Das hinterlässt Spuren in den Bilanzen: Einer hohen Kreditvergabe stehen deutlich tiefere Erträge gegenüber. Auf die besagten 9% Wachstum bei den Hypothekarforderungen bei Raiffeisen kam so 2009 ein um 1,3% höherer Erfolg im Zinsengeschäft. Eine Entwicklung, die sich auch in den Bilanzen anderer Institute findet und die inzwischen auch gestandenen Bankern Respekt einflösst. «Das Bilanzstrukturrisiko ist meiner Meinung nach die derzeit grösste Gefahr für den Schweizer Bankensektor», sagt Harald Nedwed, CEO der Migros Bank. Kurzfristig bei der Bank angelegtes Geld sei in langfristigen Hypotheken gebunden. «Wenn aber die Zinssätze ansteigen, besteht die Gefahr, dass der Zinsensaldo bei einigen Banken drastisch zurückgeht.»
Zum andern könne es sein, dass die kurzfristigen Kundengelder abfliessen - sei es in den Konsum oder in Kapitalmarktanlagen - und Banken dadurch in Refinanzierungsprobleme geraten, sagt Nedwed. Das bekräftigt auch Andreas Venditti, auf Banken spezialisierter Analyst bei der Zürcher Kantonalbank (ZKB). «Das Zinsänderungsrisiko ist ein bedeutendes Risiko gerade bei Schweizer Retail- und Kantonalbanken, weil diese einen Grossteil ihrer Erträge im Zinsengeschäft erarbeiten.» Die Branche schaue deshalb sehr genau auf die Zinsentwicklung. «Die Unsicherheit diesbezüglich ist höher als sonst», so der ZKB-Analyst.
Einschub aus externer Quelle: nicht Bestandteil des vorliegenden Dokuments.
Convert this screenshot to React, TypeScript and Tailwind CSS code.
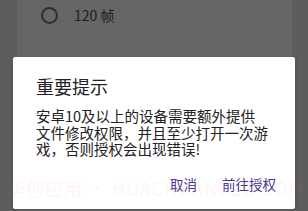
import React from "react";

export default function App() {
  return (
    <div
      className="relative w-[308px] h-[211px] overflow-hidden bg-[#5d5d5d]"
      style={{ fontFamily: '"Noto Sans CJK SC", "Noto Sans", sans-serif' }}
    >
      <div className="mx-[17px] h-full bg-[#666666] w-[275px]">
        <div className="flex items-center pt-[5px] pl-[24px] gap-[16px]">
          <div className="w-[17px] h-[17px] rounded-full border-2 border-[#2f2f2f]" />
          <span className="text-[14px] leading-[20px] text-[#1e1e1e]">120 帧</span>
        </div>
      </div>

      <div className="absolute left-[13px] top-[57px] w-[282px] h-[152px] bg-white rounded-[2px] shadow-[0_1px_4px_rgba(0,0,0,0.2)] pl-[23px] pr-[19px] pt-[17px]">
        <div className="text-[18px] leading-[24px] text-[#222222]">重要提示</div>
        <div className="mt-[10px] text-[14.5px] leading-[16.5px] text-[#222222]">
          <div>安卓10及以上的设备需要额外提供</div>
          <div>文件修改权限，并且至少打开一次游</div>
          <div>戏，否则授权会出现错误!</div>
        </div>
        <div className="mt-[17px] flex justify-end gap-[25px] text-[13.5px] leading-[18px] text-[#4a3590]">
          <span>取消</span>
          <span>前往授权</span>
        </div>
      </div>

      <div className="pointer-events-none absolute left-[7px] top-[177px] text-[18px] leading-[22px] tracking-[1px] whitespace-nowrap text-[#ff66cc] opacity-[0.07]">
        华创应用 • HUACHUANGZB.COM
      </div>
    </div>
  );
}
Eine Folge davon ist, dass sich die Institute inzwischen mit umfangreichen Absicherungsgeschäften, sogenannten Swaps, gegen die Folgen eines Zinsanstiegs absichern. «Diese Massnahme ist aber mit Kosten, das heisst konkret mit sinkenden Zinsmargen, verbunden», mahnt Beat Bernet, Professor am Schweizerischen Institut für Banken und Finanzen der Universität St. Gallen (HSG). Wie gut die Schweizer Banken tatsächlich abgesichert sind, ist von aussen jedoch schwierig zu erkennen. «Eine gewisse Unbekannte bleibt», sagt Analyst Venditti von der ZKB.
Schlechte Kredite sind unsichtbar
Und wie vorsichtig die Banken bei der Kreditvergabe selber waren, ist ebenfalls nicht ersichtlich. Für die Institute spricht, dass sich die Zahl der Ausfälle in den letzten Jahren fast durchwegs reduziert hat. Zudem ist ein Hypothekarportefeuille in winzige Risikotranchen atomisiert, was einen Gesamtausfall eher unwahrscheinlich macht.
«Ob es am Schweizer Markt gehäuft schlechte Risiken gibt, wird erst sichtbar, wenn die Zinsen ansteigen und gleichzeitig die Immobilienpreise fallen würden», sagt VZ-Mann Heim. Das würde aber das wirtschaftliche Szenario einer Stagflation bedingen - derzeit eine von den meisten Experten kaum gehandelte Situation.
Als wahrscheinlich gilt dagegen, dass die SNB die Zinsen sanft erhöht, immer mit dem Blick auf die dadurch ausgelösten Effekte. Beginnt sie damit schon im Sommer, dann steht ihr bezüglich der Hypothekarrisiken jedoch ein Blindflug bevor: Denn die Daten der jetzigen Banken-Umfrage sollen erst im Herbst bereitliegen.